Phagocytic Function Analyses of GAB(B)R-Related Microglia in Immature Developing Epileptic Brain Based on 10× Single-Nucleus RNA Sequencing Technology.

Background: Epilepsy is a neurological disorder defined by the occurrence of epileptic seizures, which can significantly affect children, often leading to learning and cognitive impairments. Microglia, the resident immune cells of the central nervous system, are essential in clearing damaged neurons through phagocytosis. Notably, GAB(B)R-associated microglia have been implicated in regulating phagocytic activity. Since the phagocytic function of microglia is critical in the pathogenesis of epilepsy, this study aims to investigate the role of GAB(B)R-associated microglia in the development of the immature brain following epileptic seizures. Methods: Epilepsy was induced in a mouse model by the intraperitoneal injection of KA. Changes in the expression of the GAB(B)R-related gene, GAB(B)R2, in hippocampal microglia were analyzed using single-nucleus RNA sequencing (snRNA-seq).
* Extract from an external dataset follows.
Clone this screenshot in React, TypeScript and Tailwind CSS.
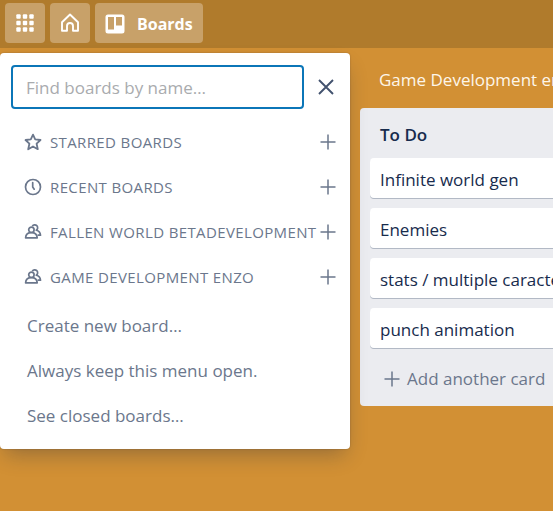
import type { ReactNode } from "react";

function StarIcon() {
  return (
    <svg viewBox="0 0 18 18" className="size-[18px]" fill="none" stroke="currentColor" strokeWidth="1.8" strokeLinejoin="round" aria-hidden="true">
      <path d="M9 1.6 11.2 6.3 16.5 7 12.6 10.7 13.8 16.200 9 13.5 4.200 16.200 5.400 10.7 1.5 7 6.800 6.3Z" />
    </svg>
  );
}

function ClockIcon() {
  return (
    <svg viewBox="0 0 18 18" className="size-[18px]" fill="none" stroke="currentColor" strokeWidth="1.7" strokeLinecap="round" strokeLinejoin="round" aria-hidden="true">
      <circle cx="9" cy="9" r="7.5" />
      <path d="M8.700 4.500V9l1.500 2.200" />
    </svg>
  );
}

function TeamIcon() {
  return (
    <svg viewBox="0 0 18 18" className="size-[18px]" fill="none" stroke="currentColor" strokeWidth="1.7" strokeLinejoin="round" aria-hidden="true">
      <circle cx="7.4" cy="6.800" r="2.7" />
      <path d="M1.6 14.800c.2-3.200 2.500-5.100 5.800-5.100s5.600 1.900 5.800 5.100Z" />
      <path d="M8.300 3.200A2.900 2.900 0 1 1 12.300 7.200C15 7.900 16.400 9.600 16.500 12.200H13.600" />
    </svg>
  );
}

function PlusIcon() {
  return (
    <svg viewBox="0 0 16 16" className="size-4" fill="none" stroke="currentColor" strokeWidth="1.5" aria-hidden="true">
      <path d="M8 .5v15M.5 8h15" />
    </svg>
  );
}

function CloseIcon() {
  return (
    <svg viewBox="0 0 16 16" className="size-4" fill="none" stroke="currentColor" strokeWidth="1.9" aria-hidden="true">
      <path d="m1 1 14 14M15 1 1 15" />
    </svg>
  );
}

function AppsIcon() {
  return (
    <svg viewBox="0 0 18 18" className="size-[18px]" fill="currentColor" aria-hidden="true">
      {[0, 6.5, 13].map((y) =>
        [0, 6.5, 13].map((x) => <rect key={`${x}-${y}`} x={x + 0.3} y={y + 0.3} width="4.4" height="4.4" rx="1" />),
      )}
    </svg>
  );
}

function HomeIcon() {
  return (
    <svg viewBox="0 0 20 20" className="size-5" fill="none" stroke="currentColor" strokeWidth="1.9" strokeLinejoin="round" strokeLinecap="round" aria-hidden="true">
      <path d="M2 9.200 10 1.500 18 9.200V17.800H13V13a3 3 0 0 0-6 0V17.800H2Z" />
    </svg>
  );
}

function BoardIcon() {
  return (
    <svg viewBox="0 0 20 20" className="size-5" aria-hidden="true">
      <path
        fill="currentColor"
        fillRule="evenodd"
        d="M3 .5h14A2.500 2.500 0 0 1 19.500 3v14a2.500 2.500 0 0 1-2.500 2.500H3A2.500 2.500 0 0 1 .5 17V3A2.500 2.500 0 0 1 3 .5ZM3 3v12.500h6V3ZM11 3v8.500h6V3Z"
      />
    </svg>
  );
}

const sections: { title: string; icon: ReactNode }[] = [
  { title: "Starred Boards", icon: <StarIcon /> },
  { title: "Recent Boards", icon: <ClockIcon /> },
  { title: "Fallen World BetaDevelopment", icon: <TeamIcon /> },
  { title: "Game Development Enzo", icon: <TeamIcon /> },
];

const links = ["Create new board…", "Always keep this menu open.", "See closed boards…"];

const cards = ["Infinite world gen", "Enemies", "stats / multiple caracters", "punch animation"];

function BoardsMenu() {
  return (
    <aside className="absolute left-0 top-[53px] w-[350px] rounded bg-white px-[11px] pt-3 pb-[11px] text-[#6b778c] shadow-[0_10px_20px_-5px_rgba(9,30,66,0.3),0_0_1px_1px_rgba(9,30,66,0.08)]">
      <div className="flex items-center">
        <input
          type="text"
          aria-label="Find boards by name"
          placeholder="Find boards by name…"
          className="h-11 min-w-0 flex-1 rounded border-2 border-[#0b76b8] bg-white px-[13px] text-[#172b4d] outline-none placeholder:text-[#a9abae]"
        />
        <button type="button" aria-label="Close" className="ml-[14px] mr-[5px] text-[#42526e]">
          <CloseIcon />
        </button>
      </div>
      <ul className="mt-[10px]">
        {sections.map((section) => (
          <li key={section.title} className="flex h-[45px] items-center pl-[13px]">
            {section.icon}
            <h2 className="ml-2 flex-1 whitespace-nowrap text-[15px] uppercase tracking-wide">{section.title}</h2>
            <button type="button" aria-label={`Expand ${section.title}`} className="mr-[3px]">
              <PlusIcon />
            </button>
          </li>
        ))}
      </ul>
      <ul className="mt-1">
        {links.map((link) => (
          <li key={link}>
            <a href="#" className="flex h-[45px] items-center pl-4">
              {link}
            </a>
          </li>
        ))}
      </ul>
    </aside>
  );
}

export default function App() {
  return (
    <div className="relative min-h-screen overflow-hidden bg-[#d29034] font-['Open_Sans','Noto_Sans',sans-serif] text-[17px] leading-6 text-[#172b4d]">
      <header className="flex h-12 items-start gap-[5px] bg-[#b07b2c] px-[5px] pt-[3px] text-white">
        <button type="button" aria-label="Apps" className="flex size-10 items-center justify-center rounded bg-[#c8a169]">
          <AppsIcon />
        </button>
        <button type="button" aria-label="Home" className="flex size-10 items-center justify-center rounded bg-[#c8a169]">
          <HomeIcon />
        </button>
        <button type="button" className="flex h-10 items-center gap-3 rounded bg-[#c8a169] px-[10px] pt-px text-base font-bold">
          <BoardIcon />
          Boards
        </button>
      </header>
      <BoardsMenu />
      <main className="pl-[354px]">
        <div className="flex h-[60px] items-center">
          <span className="h-5 w-px bg-white/25" />
          <a href="#" className="ml-[25px] mt-1 whitespace-nowrap text-[#fdf6ea]">
            Game Development enzo
          </a>
        </div>
        <section className="ml-[6px] w-[340px] rounded bg-[#ebecf0] px-[10px] pb-[6px]">
          <h2 className="flex h-[50px] items-center px-[10px] pt-1 text-[17px] font-semibold">To Do</h2>
          <ul className="flex flex-col gap-[10px]">
            {cards.map((card) => (
              <li key={card} className="flex h-10 items-center rounded bg-white px-[10px] pt-1 shadow-[0_1px_0_rgba(9,30,66,0.25)]">
                {card}
              </li>
            ))}
          </ul>
          <button type="button" className="mt-[10px] flex h-[42px] items-center gap-[7px] px-[14px] text-[#6b778c]">
            <PlusIcon />
            Add another card
          </button>
        </section>
      </main>
    </div>
  );
}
Cognitive and emotional changes in the mice were assessed through behavioral analyses. The expression of GAB(B)R2 was semi-quantitatively measured using Western blotting, quantitative reverse transcription PCR, and immunofluorescence. Additionally, the spatial relationship between GAB(B)R2 and hippocampal neurons was evaluated using Imaris software. Results: The snRNA-seq analysis revealed that GAB(B)R2 expression was elevated in activated microglia in the hippocampus during chronic epilepsy compared to the early phase of seizures. Behavioral assessments demonstrated heightened anxiety levels and learning and memory impairments in the chronic epilepsy group compared to the control group. GAB(B)R2 expression was upregulated in chronic epilepsy. Three-dimensional reconstruction analyses revealed a significantly increased contact volume between GAB(B)R-associated microglia and neurons in the chronic epilepsy group compared to the control group. Conclusions: GAB(B)R-associated microglia significantly contribute to the progression of immature brain diseases by promoting neuronal phagocytic activity.